----- Entries shown

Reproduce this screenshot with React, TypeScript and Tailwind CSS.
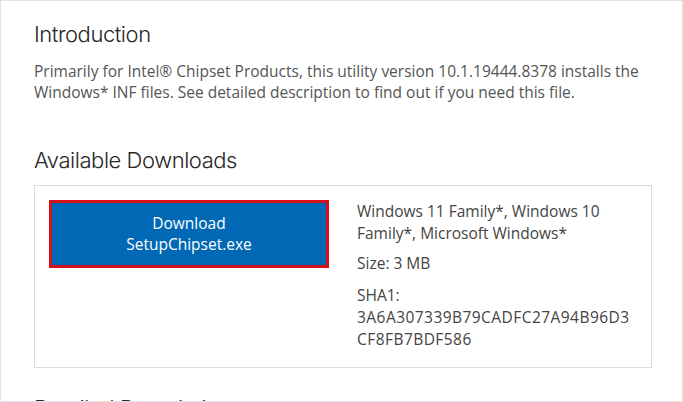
import React from 'react';

const heading = "text-[22px] font-light leading-[28px] text-[#262626] font-['Inter','Lato',sans-serif] tracking-[-0.45px]";

export default function App() {
  return (
    <div className="w-[683px] h-[402px] overflow-hidden bg-white border border-[#e2e2e2] pl-[33px] pt-[19px] font-['Open_Sans','Noto_Sans',sans-serif]">
      <h2 className={heading}>Introduction</h2>
      <p className="mt-[13px] w-[630px] text-[15.5px] leading-[21px] text-[#555]">
        Primarily for Intel® Chipset Products, this utility version 10.1.19444.8378 installs the Windows* INF files. See detailed description to find out if you need this file.
      </p>

      <h2 className={`${heading} mt-[43px]`}>Available Downloads</h2>
      <div className="mt-[11px] flex w-[618px] h-[183px] border border-[#dcdcdc] pl-[14px] pt-[14px]">
        <button className="w-[280px] h-[68px] shrink-0 border-[3px] border-[#d4101a] bg-[#0068b5] text-white text-[15.5px] leading-[21px]">
          Download
          <br />
          SetupChipset.exe
        </button>
        <div className="ml-[28px] text-[15.5px] leading-[22px] text-[#444]">
          <p>
            Windows 11 Family*, Windows 10
            <br />
            Family*, Microsoft Windows*
          </p>
          <p className="mt-[8px]">Size: 3 MB</p>
          <p className="mt-[10px]">
            SHA1:
            <br />
            <span className="tracking-[0.45px]">3A6A307339B79CADFC27A94B96D3</span>
            <br />
            <span className="tracking-[0.45px]">CF8FB7BDF586</span>
          </p>
        </div>
      </div>

      <h2 className={`${heading} mt-[26px]`}>Detailed Description</h2>
    </div>
  );
}
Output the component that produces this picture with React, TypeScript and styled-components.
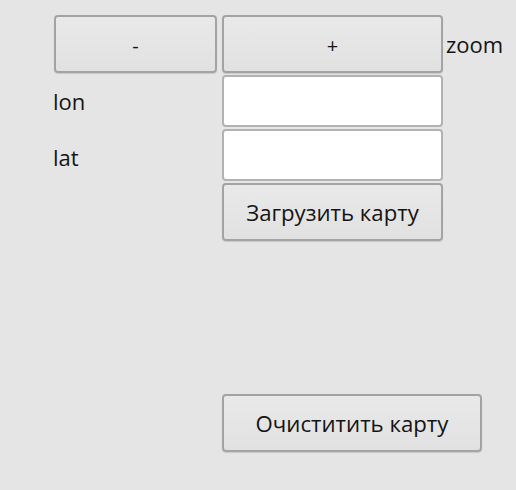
import React from 'react';
import styled, { createGlobalStyle } from 'styled-components';

const GlobalStyle = createGlobalStyle`
  html, body {
    margin: 0;
    padding: 0;
    background: #e5e5e5;
  }
  body {
    font-family: 'Open Sans', 'Noto Sans', sans-serif;
    color: #141414;
  }
`;

const Window = styled.div`
  width: 516px;
  height: 490px;
  box-sizing: border-box;
  padding: 15px 0 0 54px;
  background: #e5e5e5;
  overflow: hidden;
`;

const Form = styled.div`
  display: grid;
  grid-template-columns: 163px 221px auto;
  grid-template-rows: 58px 52px 52px 58px;
  column-gap: 5px;
  row-gap: 2px;
`;

const Button = styled.button<{ wide?: boolean }>`
  box-sizing: border-box;
  height: 58px;
  width: ${({ wide }) => (wide ? '260px' : '100%')};
  margin: 0;
  padding: 0;
  border: 2px solid #a3a3a3;
  border-radius: 4px;
  background: linear-gradient(#e9e9e9, #e1e1e1);
  box-shadow: 0 1px 1px rgba(0, 0, 0, 0.12);
  font-family: inherit;
  font-size: 22.2px;
  color: #141414;
  cursor: pointer;
`;

const Symbol = styled.span`
  font-size: 20px;
`;

const Input = styled.input`
  box-sizing: border-box;
  width: 100%;
  height: 52px;
  margin: 0;
  border: 2px solid #b2b2b2;
  border-radius: 4px;
  background: #ffffff;
  font-family: inherit;
  font-size: 22px;
  outline: none;
`;

const Label = styled.div<{ shift?: number; drop?: number }>`
  display: flex;
  align-items: center;
  margin-left: ${({ shift }) => shift ?? 0}px;
  padding-top: ${({ drop }) => drop ?? 0}px;
  font-size: 22px;
`;

const Spacer = styled.div``;

const ClearCell = styled.div`
  grid-column: 2 / span 2;
  margin-top: 151px;
`;

export default function App() {
  return (
    <>
      <GlobalStyle />
      <Window>
        <Form>
          <Button><Symbol>-</Symbol></Button>
          <Button><Symbol>+</Symbol></Button>
          <Label shift={-2}>zoom</Label>

          <Label shift={-1}>lon</Label>
          <Input />
          <Spacer />

          <Label shift={-1} drop={4}>lat</Label>
          <Input />
          <Spacer />

          <Spacer />
          <Button>Загрузить карту</Button>
          <Spacer />

          <Spacer />
          <ClearCell>
            <Button wide>Очиститить карту</Button>
          </ClearCell>
        </Form>
      </Window>
    </>
  );
}
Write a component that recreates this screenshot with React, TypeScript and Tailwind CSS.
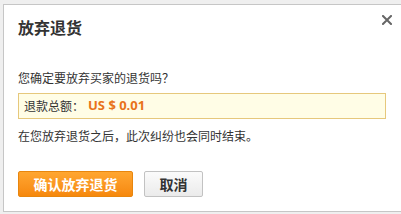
import React from "react";

export default function App() {
  const font = { fontFamily: '"Noto Sans CJK SC", "Liberation Sans", sans-serif' };
  return (
    <div
      className="w-[401px] h-[214px] bg-[#efefef] pt-[4px] pl-[3px] pb-[2px] overflow-hidden"
      style={font}
    >
      <div className="relative h-[208px] bg-white border-t border-l border-b border-[#c6c6c6] px-[14px] pt-[11px]">
        <button className="absolute right-[9px] top-[10px] w-[10px] h-[10px] flex items-center justify-center">
          <svg width="10" height="10" viewBox="0 0 10 10">
            <path d="M1 1 L9 9 M9 1 L1 9" stroke="#666" strokeWidth="2" strokeLinecap="square" />
          </svg>
        </button>
        <div className="text-[16px] leading-[22px] font-bold text-[#333]">放弃退货</div>
        <div className="mt-[31px] text-[12px] leading-[18px] text-[#333]">您确定要放弃买家的退货吗？</div>
        <div className="mt-[6px] w-[368px] h-[26px] border border-[#e6c87c] bg-[#fffde6] pl-[5px] flex items-center text-[12px] text-[#333]">
          <span>退款总额：</span>
          <span className="ml-[4px] text-[13px] font-bold text-[#e8731a]" style={{ fontFamily: '"Open Sans", "Liberation Sans", sans-serif' }}>
            US $ 0.01
          </span>
        </div>
        <div className="mt-[8px] text-[12px] leading-[18px] text-[#333]">在您放弃退货之后，此次纠纷也会同时结束。</div>
        <div className="mt-[26px] flex gap-[11px]">
          <button className="w-[115px] h-[26px] rounded-[2px] border border-[#e8860e] bg-gradient-to-b from-[#ffa630] to-[#f6880b] text-white text-[14px] font-bold leading-[24px]">
            确认放弃退货
          </button>
          <button className="w-[59px] h-[26px] rounded-[2px] border border-[#c2c2c2] bg-gradient-to-b from-[#fbfbfb] to-[#ebebeb] text-[#333] text-[14px] font-bold leading-[24px]">
            取消
          </button>
        </div>
      </div>
    </div>
  );
}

----------

Short problem: Return all lines containing "that".

The result:
Output the component that produces this picture with React, TypeScript and styled-components.
Write a component that recreates this screenshot with React, TypeScript and Tailwind CSS.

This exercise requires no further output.